Is there a support group for the children of Dittoheads?

Me: Hello everyone. My name is Mr. Y and (whimper, choke, whimper) my dad is a Dittohead.

Everyone: (Clapping) Hello Mr. Y. Welcome.

When I was a kid, my dad would talk the talk of a conservative. Small government. Personal liberty. Low taxes. Fiscal responsibility. And as a kid, I agreed. It was only on road trips to visit relatives that my mom would discuss her political views and challenge my dad’s way of thinking. He didn’t like this, and would shout, talk with his hands and get all Mexican until my mom would order him to calm down and keep his eyes on the road.

I would sit quietly in the back seat listening to The Carpenters or Leo Sayer or whoever else was on the radio and think, “Mom is right.”

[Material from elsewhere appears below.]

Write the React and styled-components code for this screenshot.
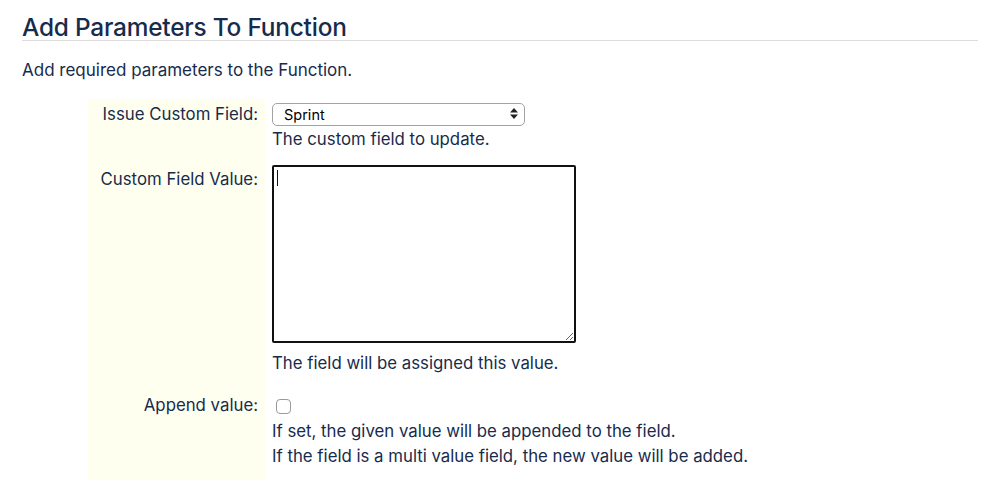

Mom always wanted the government out of her life. She wants the freedom to make choices without anyone interfering. She hates paying taxes and even now will challenge the tax increases the city of San Antonio places on her house. She still physically balances her checkbook in pen and in an actual check book. She always tells me to save, save, save. And taught me to always look for a sale and at the best stores possible.

My dad is all for the integration of church and state. He opposes abortion personally and would like to make his opposition law for all people who, unlike him, actually have a uterus. He opposes gay marriage. (Dad, you know your son is gay and lives in Hong Kong with his partner, right? We all had margaritas on the river at Zuni Grill. Remember?). He was for the “War on Terror” because it was the right(wing) thing to do.

He kept his mouth shut when W was slashing taxes for the wealthy and running up huge debts. He never accompanies my mom to fight for lower taxes on their home. And recently, when my mom joined him while he was working on some project in Guatemala, it was she, not he, who had the cojones to complain that the shower was spewing scalding hot, then freezing cold water and that they needed another room.

“Why complain! Why do you have to complain!?” he screamed at my mom.

They got a better room and he will stay at a hotel that is not being renovated the next time he’s down there.

But he sits there watching FOX in the hotel. He cheered when Rush Limbaugh said he wanted Obama to fail. He laughed at the racist jokes his Republican “friends” would forward to him via email before the election. He listens to Limbaugh every weekday morning and watches FOX at full blast (he has a hearing problem but would probably listen full blast anyway) every day. My mom and I have to watch The View on low volume and then must change the channel when he enters the room.

He cannot stand to listen to Obama speak. He hates Hillary Clinton with a passion that scares me (and even I don’t care for her). He rants. He screams. He makes it difficult for my mom to maintain old friendships with family friends. He makes scenes at restaurants. He sits on the sofa biting his nails and then editorializing during the commercials.

He knows not to push me too hard because he’s seen me become the scary spic diva from hell (apple doesn’t fall far from the tree I guess). He says that all liberals are angry and sad but I disagree. Everyone I know who is left of center is hopeful and mostly happy–even when Bush was in power. We drink, talk, debate, discuss and disagree and then do it all over again. My dad the Dittohead? He sits on the sofa and screams at the TV. He has few friends.

Who doesn’t want lower taxes, fiscal discipline and personal liberty? Hell, sign me up. In theory, I have almost always agreed with my dad. In theory. In practice, the Republican Party as it is now, is not conservative. It is not a party for all. It is a party for the well fed. It is a party for those that think alike and look alike. It is a party that excludes. A party that dictates. A party that indoctrinates. A party that my brown, short, dark-skinned son of an illegal Mexican immigrant dad will never be invited to.